* Source data

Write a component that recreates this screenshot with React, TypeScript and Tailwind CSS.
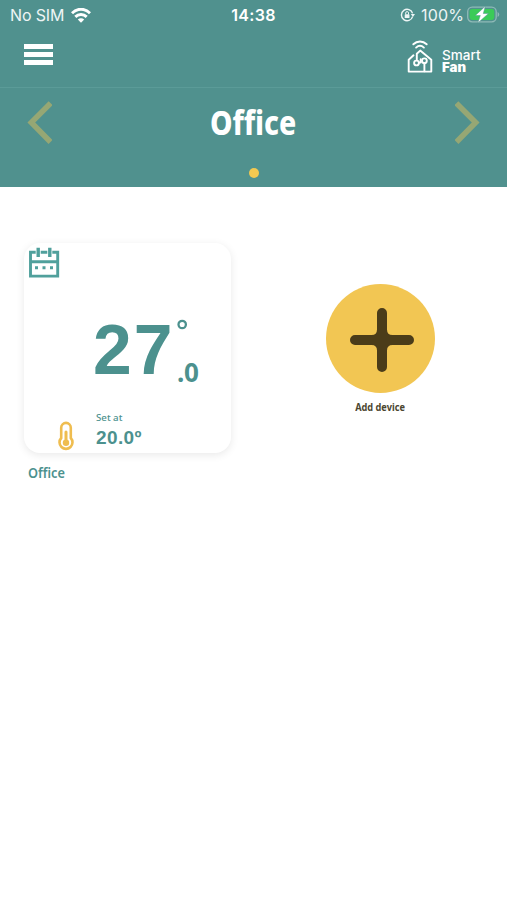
import React from 'react';

function StatusBar() {
  return (
    <div className="flex h-[30px] items-center px-[10px] font-[Inter,sans-serif] text-[16px] leading-none text-[#edf5f5]">
      <div className="flex flex-1 items-center">
        <span className="w-[61px] whitespace-nowrap tracking-[-0.15px]">No SIM</span>
        <svg className="h-[15px] w-[20px]" viewBox="0 0 20 15" fill="none" stroke="#fff" strokeWidth="2.9">
          <path d="M1 5.2C6-.1 14-.1 19 5.2" />
          <path d="M4.3 8.9c3.2-3.2 8.2-3.2 11.4 0" />
          <path d="M6.8 11.4c1.8-1.6 4.6-1.6 6.4 0L10 14.8Z" fill="#fff" stroke="none" />
        </svg>
      </div>
      <span className="font-semibold tracking-[0.3px] text-white">14:38</span>
      <div className="flex flex-1 items-center justify-end">
        <svg className="mr-[6px] h-[14px] w-[15px]" viewBox="0 0 15 14" fill="none" stroke="#edf5f5" strokeWidth="1.4">
          <path d="M12.6 8.6A5.7 5.7 0 1 1 12.6 5.4" />
          <path d="M10.8 6h4.2l-2.1 3Z" fill="#edf5f5" stroke="none" />
          <rect x="4.7" y="6.3" width="4.8" height="3.8" rx=".6" fill="#edf5f5" stroke="none" />
          <path d="M5.7 6.4V5a1.4 1.4 0 0 1 2.8 0v1.4" strokeWidth="1" />
        </svg>
        <span className="mr-[2px] tracking-[0.15px]">100%</span>
        <svg className="-mr-[3px] h-[18px] w-[34px]" viewBox="0 0 34 18">
          <rect x="1.7" y="1.2" width="28.5" height="14.6" rx="4.5" fill="none" stroke="#8fb9b7" strokeWidth="1.3" />
          <rect x="3.6" y="3.1" width="24.7" height="10.8" rx="2.8" fill="#3bcb58" />
          <path d="M31.6 6v5q1.7-.7 1.7-2.5t-1.7-2.5" fill="#8fb9b7" />
          <path d="M19.3.2 9.3 9.5h5L11.8 17 22.5 7.5h-5.2Z" fill="#fff" stroke="#509491" strokeWidth=".5" />
        </svg>
      </div>
    </div>
  );
}

function Logo() {
  return (
    <div className="flex items-start">
      <svg className="h-[34px] w-[26px]" viewBox="0 0 26 34" fill="none" stroke="#fff" strokeWidth="1.9" strokeLinecap="round" strokeLinejoin="round">
        <path d="M6.3 4.3c3.9-3.7 9.5-3.7 13.4 0" />
        <path d="M9.1 7.6c2.3-2.1 5.5-2.1 7.8 0" />
        <path d="M6.5 15.3 1.7 19.8v11.8h22.6V19.8L13.2 10.6l-3.4 3.2v6" />
        <circle cx="9.5" cy="23" r="2.4" />
        <circle cx="17.4" cy="20.8" r="2.4" />
        <path d="M17.4 23.2v8M12.5 22.5h1.2v-3.2" />
      </svg>
      <div className="mt-[9px] ml-[9px] flex w-[41px] flex-col font-[Inter,sans-serif] text-[13px] leading-[12px] text-white">
        <div className="origin-left scale-x-[1.04] font-medium">Smart</div>
        <div className="origin-left scale-x-[1.02] font-black">Fan</div>
      </div>
    </div>
  );
}

function Chevron({ flip = false }: { flip?: boolean }) {
  return (
    <svg className={flip ? 'h-[44px] w-[26px] -scale-x-100' : 'h-[44px] w-[26px]'} viewBox="0 0 26 44" fill="none" stroke="#96a774" strokeWidth="5.5">
      <path d="M24.6 2.2 5.3 21.5l19.2 19.5" />
    </svg>
  );
}

function DeviceCard() {
  return (
    <div className="w-[207px] font-['Noto_Sans',sans-serif] text-[#4c918e]">
      <div className="flex h-[210px] flex-col rounded-[16px] bg-white pt-[4px] shadow-[0_2px_9px_rgba(0,0,0,0.09)]">
        <svg className="ml-[5px] h-[31px] w-[31px] shrink-0" viewBox="0 0 31 31" fill="none" stroke="#50a09c" strokeWidth="2.9">
          <path d="M1.5 5.3h27.2v23.8H1.5ZM2 14.7h27" />
          <path d="M9.2.5v9.2M20.8.5v9.2" stroke="#fff" strokeWidth="5" />
          <path d="M9.2.7v9.2M20.8.7v9.2" strokeWidth="3.4" />
          <path d="M6 20.8h3M13.5 20.8h3M21 20.8h3" strokeWidth="3" />
        </svg>
        <div className="mt-[41px] flex h-[64px] pl-[69px]">
          <span className="w-[84px] origin-left scale-x-[.98] font-['Liberation_Sans',sans-serif] text-[71px] leading-[62px] font-bold tracking-[2px]">27</span>
          <div className="flex flex-col">
            <svg className="h-[11px] w-[11px] shrink-0" viewBox="0 0 11 11" fill="none" stroke="#4c918e" strokeWidth="2.3">
              <circle cx="5.2" cy="5.5" r="3.7" />
            </svg>
            <span className="mt-[29px] font-['Noto_Sans',sans-serif] text-[26px] leading-[26px] font-bold tracking-[-0.2px]">.0</span>
          </div>
        </div>
        <div className="mt-[28px] flex">
          <svg className="mt-[10px] ml-[33px] h-[30px] w-[18px]" viewBox="0 0 18 30" fill="none" stroke="#efbd50" strokeWidth="2.6">
            <path d="M4.2 17V6.7a4.8 4.8 0 0 1 9.6 0V17a6.5 6.5 0 1 1-9.6 0Z" />
            <path d="M9 11v11" strokeWidth="3" strokeLinecap="round" />
            <circle cx="9" cy="21.8" r="3.2" fill="#efbd50" stroke="none" />
          </svg>
          <div className="ml-[21px]">
            <div className="w-max text-[9.7px] leading-[13px] font-medium">Set at</div>
            <div className="mt-[2px] font-['Liberation_Sans',sans-serif] text-[19px] leading-[24px] font-bold tracking-[0.4px]">20.0º</div>
          </div>
        </div>
      </div>
      <div className="mt-[9px] ml-[4px] w-max origin-left scale-x-[.88] text-[14.5px] leading-[20px] font-semibold">Office</div>
    </div>
  );
}

function AddDevice() {
  return (
    <div className="mt-[41px] flex w-[109px] flex-col items-center">
      <div className="flex size-[109px] items-center justify-center rounded-full bg-[#f2c653]">
        <svg className="mt-[2px] ml-[2px] size-[64px]" viewBox="0 0 64 64" fill="#4b3c19">
          <path d="M27 5a5 5 0 0 1 10 0v16.5q0 5.5 5.5 5.5h16.5a5 5 0 0 1 0 10H42.5q-5.5 0-5.5 5.5v16.5a5 5 0 0 1-10 0V42.5q0-5.5-5.5-5.5H5a5 5 0 0 1 0-10h16.5q5.5 0 5.5-5.5Z" />
        </svg>
      </div>
      <div className="mt-[6px] scale-x-[.92] font-['Noto_Sans',sans-serif] text-[10px] leading-[16px] font-bold whitespace-nowrap text-[#4b4630]">Add device</div>
    </div>
  );
}

export default function App() {
  return (
    <div className="min-h-[900px] w-full bg-white">
      <header className="h-[187px] bg-[#50918e]">
        <StatusBar />
        <div className="flex h-[58px] items-start justify-between border-b border-[#5b9b98] px-[24px]">
          <button aria-label="Menu" className="mt-[14px] flex w-[29px] flex-col gap-[3px]">
            <span className="h-[5px] w-full bg-white" />
            <span className="h-[5px] w-full bg-white" />
            <span className="h-[5px] w-full bg-white" />
          </button>
          <div className="mt-[10px]"><Logo /></div>
        </div>
        <div className="flex h-[70px] items-center justify-between px-[26px]">
          <Chevron />
          <h1 className="-mt-[2px] scale-x-[.86] font-['Noto_Sans',sans-serif] text-[33px] leading-none font-extrabold text-white">Office</h1>
          <Chevron flip />
        </div>
        <div className="mx-auto mt-[10px] size-[10px] rounded-full bg-[#f3c951]" />
      </header>
      <main className="flex justify-between pt-[56px] pr-[72px] pl-[24px]">
        <DeviceCard />
        <AddDevice />
      </main>
    </div>
  );
}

* Work to be completed
With all pictures left out, please transcribe exactly the lines from the start of the material through the line with "import React from 'react';".

* Right answer
Write a component that recreates this screenshot with React, TypeScript and Tailwind CSS.
import React from 'react';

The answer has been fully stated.